これは「ロシア軍の火砲が現在、ウクライナで1日に発射している砲弾数よりも5000発多く、ロシアの産業界が1日に生産している砲弾数よりも9000発多い」「不足分を補うためには、(中略)国内で長期保管されている古い砲弾約300万発の一部を再び使用できる状態にすること。もう1つはイラン、より重要なのは北朝鮮から、これまでに取得した計約200万発に加えて、砲弾をさらに確保すること。

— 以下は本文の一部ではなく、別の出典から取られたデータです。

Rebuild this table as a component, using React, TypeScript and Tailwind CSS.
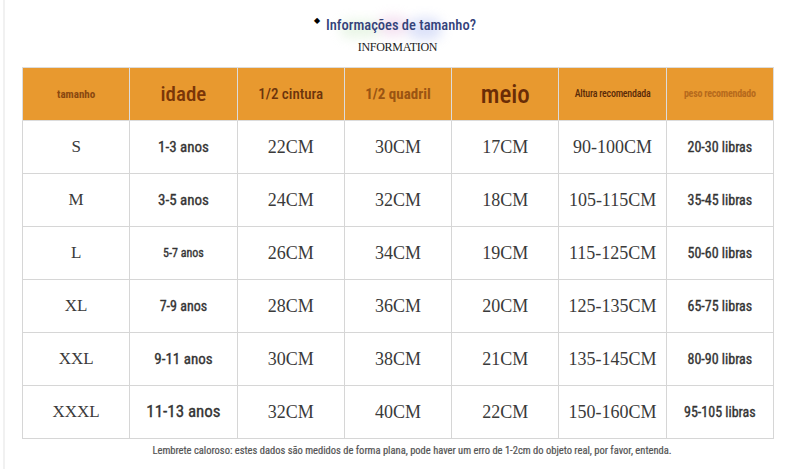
const cond = "font-['Roboto_Condensed','Liberation_Sans_Narrow','DejaVu_Sans_Condensed',sans-serif]";
const serif = "font-['Liberation_Serif','Times_New_Roman',serif]";
const thick = "[-webkit-text-stroke:0.35px_currentColor]";

type Head = { label: string; cls: string };

const heads: Head[] = [
  { label: "tamanho", cls: "text-[11px] text-[#8a4810]" },
  { label: "idade", cls: "text-[21px] text-[#7a3608] font-medium" },
  { label: "1/2 cintura", cls: "text-[15px] text-[#6b340c] font-medium" },
  { label: "1/2 quadril", cls: "text-[15px] text-[#9a5412]" },
  { label: "meio", cls: "text-[25px] text-[#6a2c06] font-medium" },
  { label: "Altura recomendada", cls: "text-[10px] text-[#5a2a08] font-medium tracking-tight" },
  { label: "peso recomendado", cls: "text-[10px] text-[#b66a1c] tracking-tight" },
];

const rows = [
  { size: "S", age: "1-3 anos", ageCls: "text-[15px]", w: "22CM", h: "30CM", m: "17CM", ht: "90-100CM", kg: "20-30 libras" },
  { size: "M", age: "3-5 anos", ageCls: "text-[15px]", w: "24CM", h: "32CM", m: "18CM", ht: "105-115CM", kg: "35-45 libras" },
  { size: "L", age: "5-7 anos", ageCls: "text-[12px]", w: "26CM", h: "34CM", m: "19CM", ht: "115-125CM", kg: "50-60 libras" },
  { size: "XL", age: "7-9 anos", ageCls: "text-[14px]", w: "28CM", h: "36CM", m: "20CM", ht: "125-135CM", kg: "65-75 libras" },
  { size: "XXL", age: "9-11 anos", ageCls: "text-[15px]", w: "30CM", h: "38CM", m: "21CM", ht: "135-145CM", kg: "80-90 libras" },
  { size: "XXXL", age: "11-13 anos", ageCls: "text-[17px]", w: "32CM", h: "40CM", m: "22CM", ht: "150-160CM", kg: "95-105 libras" },
];

const val = `${serif} border border-[#d6d6d6] text-center text-[18px] text-[#3a3a3a]`;

export default function App() {
  return (
    <div className="relative w-[791px] h-[469px] bg-white overflow-hidden">
      <div className="absolute left-[3px] top-0 h-full w-[2px] bg-[#f1f1f1]" />

      <div className="relative h-[67px] flex flex-col items-center">
        <div className="absolute left-[330px] top-[10px] w-[130px] h-[40px] opacity-40 blur-[6px]">
          <div className="absolute left-[10px] top-[10px] w-[40px] h-[18px] rounded-full bg-[#c9e8c2]" />
          <div className="absolute left-[48px] top-[6px] w-[30px] h-[20px] rounded-full bg-[#e4b6dc]" />
          <div className="absolute left-[78px] top-[8px] w-[34px] h-[22px] rounded-full bg-[#a9b7f0]" />
        </div>
        <div className="relative mt-[15px] ml-[-1px] flex items-start gap-[6px]">
          <span className="text-[8px] leading-none mt-[1px] text-black">◆</span>
          <span className={`${cond} text-[14.5px] leading-[22px] font-medium text-[#34427a]`}>
            Informações de tamanho?
          </span>
        </div>
        <div className={`${serif} relative text-[12px] leading-none mt-[4px] ml-[4px] text-[#222] tracking-tight`}>
          INFORMATION
        </div>
      </div>

      <table className="ml-[22px] w-[752px] table-fixed border-collapse">
        <thead>
          <tr className="h-[53px] bg-[#e8992f]">
            {heads.map((h) => (
              <th key={h.label} className={`${cond} ${h.cls} border border-[#dcdcdc] text-center align-middle leading-none`}>
                {h.label}
              </th>
            ))}
          </tr>
        </thead>
        <tbody>
          {rows.map((r) => (
            <tr key={r.size} className="h-[53px]">
              <td className={`${serif} border border-[#d6d6d6] text-center text-[17px] text-[#3a3a3a]`}>{r.size}</td>
              <td className={`${cond} ${thick} ${r.ageCls} border border-[#d6d6d6] text-center font-normal text-[#333]`}>{r.age}</td>
              <td className={val}>{r.w}</td>
              <td className={val}>{r.h}</td>
              <td className={val}>{r.m}</td>
              <td className={val}>{r.ht}</td>
              <td className={`${cond} ${thick} border border-[#d6d6d6] text-center text-[14px] font-normal text-[#333]`}>{r.kg}</td>
            </tr>
          ))}
        </tbody>
      </table>

      <p className={`${cond} [-webkit-text-stroke:0.2px_currentColor] mt-[4px] ml-[22px] w-[780px] text-center text-[10.5px] text-[#555]`}>
        Lembrete caloroso: estes dados são medidos de forma plana, pode haver um erro de 1-2cm do objeto real, por favor, entenda.
      </p>
    </div>
  );
}
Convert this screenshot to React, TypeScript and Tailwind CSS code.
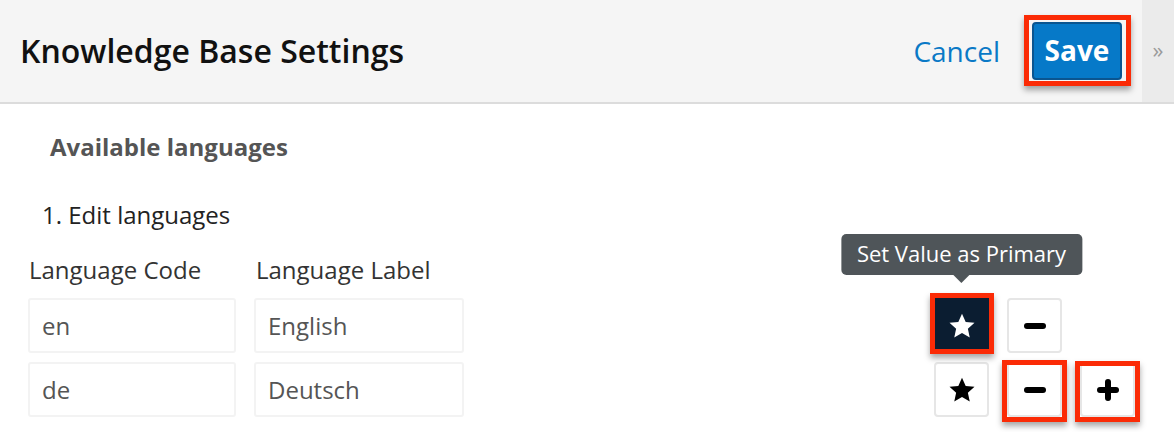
import React from "react";

const font = { fontFamily: '"Open Sans", "Noto Sans", sans-serif' };

function Star({ className }: { className?: string }) {
  return (
    <svg viewBox="0 0 24 24" className={className} fill="currentColor">
      <path d="M12 2.2l2.95 6.5 7.05.75-5.3 4.75 1.5 6.95L12 17.6l-6.2 3.55 1.5-6.95L2 9.45l7.05-.75z" />
    </svg>
  );
}

function Minus() {
  return <span className="block h-[6px] w-[22px] rounded-[3px] bg-black" />;
}

function Plus() {
  return (
    <span className="relative block h-[22px] w-[22px]">
      <span className="absolute left-0 top-[8px] h-[6px] w-[22px] rounded-[3px] bg-black" />
      <span className="absolute left-[8px] top-0 h-[22px] w-[6px] rounded-[3px] bg-black" />
    </span>
  );
}

function Callout({ className }: { className: string }) {
  return (
    <span
      className={`pointer-events-none absolute border-[5px] border-[#fb2b06] shadow-[0_4px_6px_rgba(0,0,0,0.35)] ${className}`}
    />
  );
}

function IconButton({
  children,
  dark,
}: {
  children: React.ReactNode;
  dark?: boolean;
}) {
  return (
    <button
      className={
        dark
          ? "flex h-[55px] w-[55px] items-center justify-center bg-[#0b1d31] text-white"
          : "flex h-[55px] w-[55px] items-center justify-center rounded-[4px] border-2 border-[#e6e6e6] bg-white text-black"
      }
    >
      {children}
    </button>
  );
}

function Field({ value, width }: { value: string; width: string }) {
  return (
    <div
      className={`flex h-[55px] ${width} items-center rounded-[3px] border-2 border-[#f3f3f3] bg-white pl-[12px] text-[24px] text-[#555]`}
    >
      {value}
    </div>
  );
}

export default function App() {
  return (
    <div className="h-[432px] w-[1174px] overflow-hidden bg-white" style={font}>
      <header className="flex h-[104px] border-b-2 border-[#dcdcdc] bg-[#f5f5f5]">
        <div className="flex flex-1 items-center pl-[20px] pr-[20px]">
          <h1 className="flex-1 text-[32px] font-semibold text-[#111]">
            Knowledge Base Settings
          </h1>
          <a className="mr-[32px] text-[28px] text-[#0a79c6]">Cancel</a>
          <div className="relative">
            <button className="flex h-[58px] w-[90px] items-center justify-center rounded-[4px] border-2 border-[#0a5590] bg-[#0679c8] pb-[2px] text-[28px] font-bold text-white">
              Save
            </button>
            <Callout className="-left-[8px] -right-[9px] -top-[7px] -bottom-[6px]" />
          </div>
        </div>
        <div className="flex w-[32px] items-center justify-center bg-[#ebebeb] pb-[4px] text-[22px] text-[#9a9a9a]">
          »
        </div>
      </header>

      <main className="relative h-[326px] pl-[28px]">
        <h2 className="pl-[22px] pt-[28px] text-[24px] font-bold leading-[30px] text-[#555]">
          Available languages
        </h2>
        <p className="pl-[14px] pt-[38px] text-[24px] leading-[30px] text-[#222]">
          1. Edit languages
        </p>
        <div className="flex pt-[25px] text-[24px] leading-[30px] text-[#333]">
          <span className="w-[226px] pl-[1px]">Language Code</span>
          <span className="pl-[2px]">Language Label</span>
        </div>

        <div className="mt-[13px] flex flex-col gap-[9px]">
          <div className="flex items-center">
            <Field value="en" width="w-[208px]" />
            <div className="w-[18px]" />
            <Field value="English" width="w-[210px]" />
            <div className="ml-[470px] flex gap-[18px]">
              <div className="relative">
                <IconButton dark>
                  <Star className="h-[30px] w-[30px]" />
                </IconButton>
                <Callout className="-left-[4px] -right-[5px] -top-[5px] -bottom-[1px]" />
                <div className="absolute bottom-[70px] left-1/2 -translate-x-1/2 whitespace-nowrap">
                  <div className="rounded-[5px] bg-[#4f5559] px-[16px] pb-[6px] pt-[4px] text-[22px] leading-[31px] text-white">
                    Set Value as Primary
                  </div>
                  <div className="mx-auto h-0 w-0 border-x-[8px] border-t-[8px] border-x-transparent border-t-[#4f5559]" />
                </div>
              </div>
              <IconButton>
                <Minus />
              </IconButton>
            </div>
          </div>
          <div className="flex items-center">
            <Field value="de" width="w-[208px]" />
            <div className="w-[18px]" />
            <Field value="Deutsch" width="w-[210px]" />
            <div className="ml-[470px] flex gap-[18px]">
              <IconButton>
                <Star className="h-[30px] w-[30px]" />
              </IconButton>
              <div className="relative">
                <IconButton>
                  <Minus />
                </IconButton>
                <Callout className="-left-[5px] -right-[5px] -top-[2px] -bottom-[5px]" />
              </div>
              <div className="relative">
                <IconButton>
                  <Plus />
                </IconButton>
                <Callout className="-left-[5px] -right-[5px] -top-[1px] -bottom-[5px]" />
              </div>
            </div>
          </div>
        </div>
      </main>
    </div>
  );
}
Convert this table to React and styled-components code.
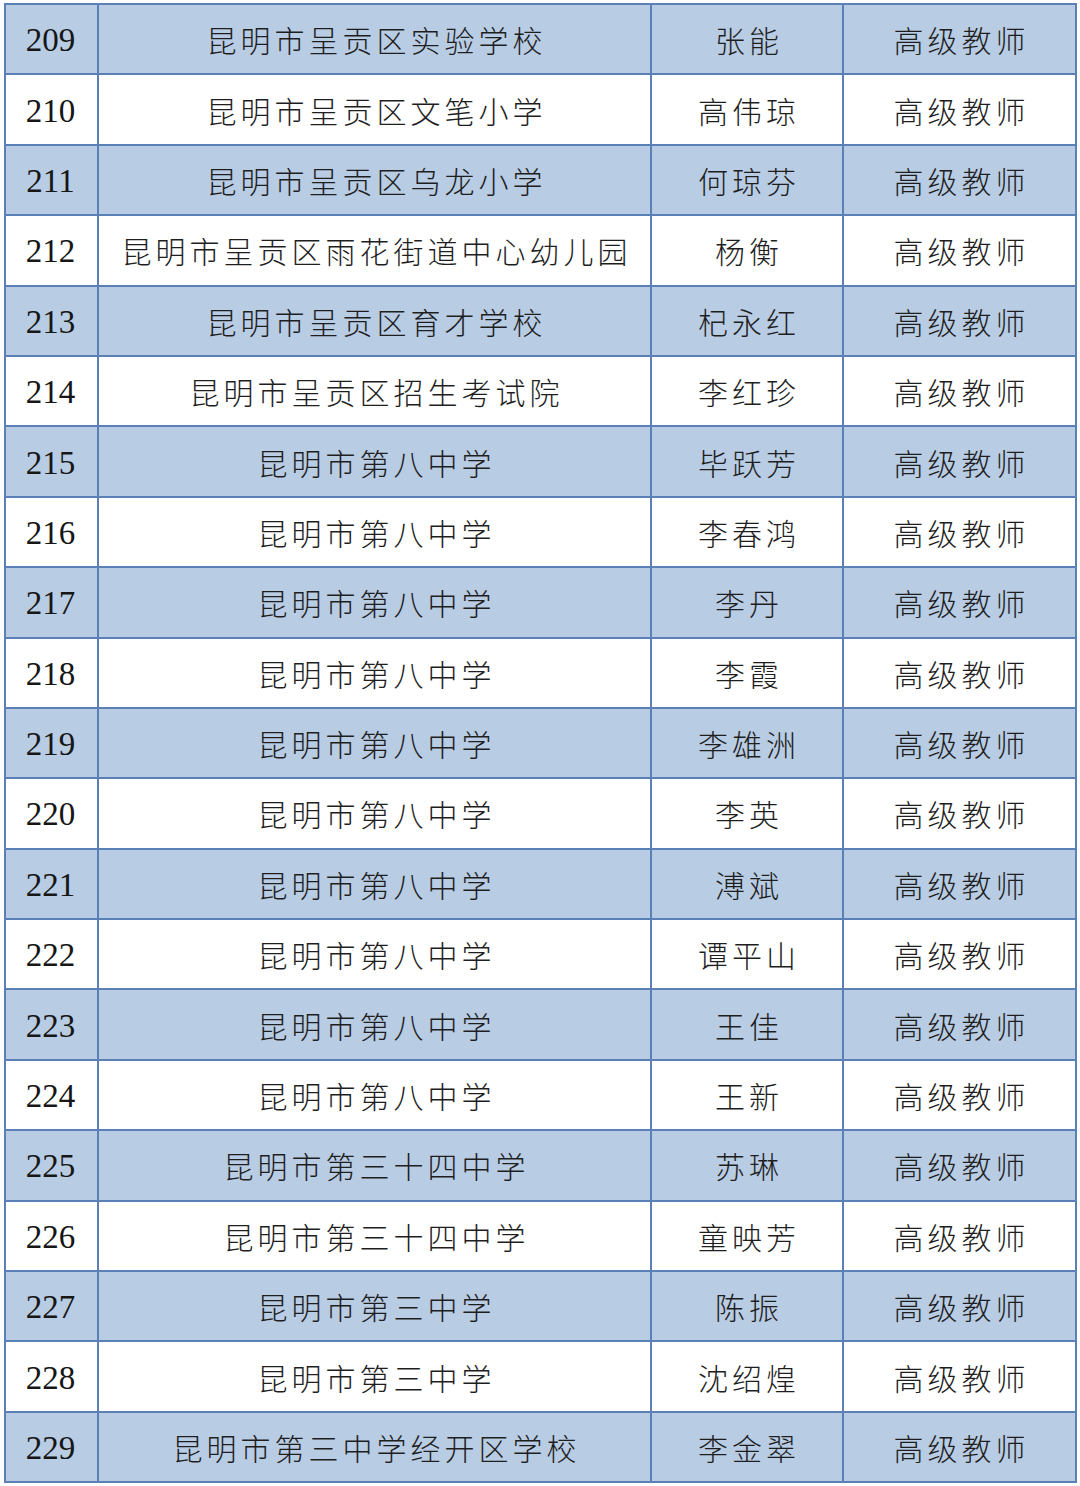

(中略)ロシア軍は2025年、主力砲弾である152mm砲弾の『大幅な不足』に直面するとみられている」(米FORBES 2024/2/15付)

ロシア軍だけでなく、米国製M109 A6、ポーランド製クラブや仏カエサル、それにウクライナ国産のボーダナなどの155mm自走榴弾砲、さらに、M777榴弾砲等、155mm砲弾を使用する火砲や、旧ソ連の流れを汲む152mm砲弾を使用するウクライナ側も砲弾の数の問題を抱えそうだ。



「西側諸国は、ウクライナ戦に少なくとも月に20万発の155mm弾を送り込みたいので、古い備蓄に手を伸ばし、期限切れの砲弾を改修することも検討している。(中略)米国は2025年までに少なくとも月産10万発の155mm砲弾を生産する予定で、欧州には2024年までに国内の155mm砲弾生産量を150%増やすという任務が課せられている」(FORBES 1月2日付)という。

このような砲弾の増産計画の実現性は不明だが、興味深い動きを示したのがチェコである。
「チェコのパヴェル大統領はミュンヘン安全保障会議で『我々は155ミリ弾薬50万発と122ミリ弾薬30万発を確認した』と語った。大統領は弾薬がどの国にあるのかは明らかにしなかった」「米国、ドイツ、スウェーデンなどの提携国との資金調達が確保できれば、数週間でウクライナに届けることができる」(チェコのニュースサイトseznamzpravy 2024/2/17付)という。

ウクライナ、ロシアともに必要な装備の供給元を確保することが重要であり、特にウクライナ側では恐らく、チェコが世界各地で砲弾の確保に走り回ったが、実際にウクライナに供給するためには先立つもの(=資金)が必要だということなのだろう。
米上院は2月13日、ウクライナやイスラエルへの支援を含む総額950億ドル余り(14兆円以上)の緊急予算案をまとめ可決した。
しかし、野党である共和党が多数を占める米下院では、トランプ前大統領寄りとされるジョンソン議長(共和党)が14日現在、この案に後ろ向きな考えを示しており、ウクライナ支援を含む予算案がこのまま成立するどうかは予断を許さない状況となっている。
3年目に突入したウクライナでの戦いの先行きは、先行きを探るのが難しいということだけは確かなようだ。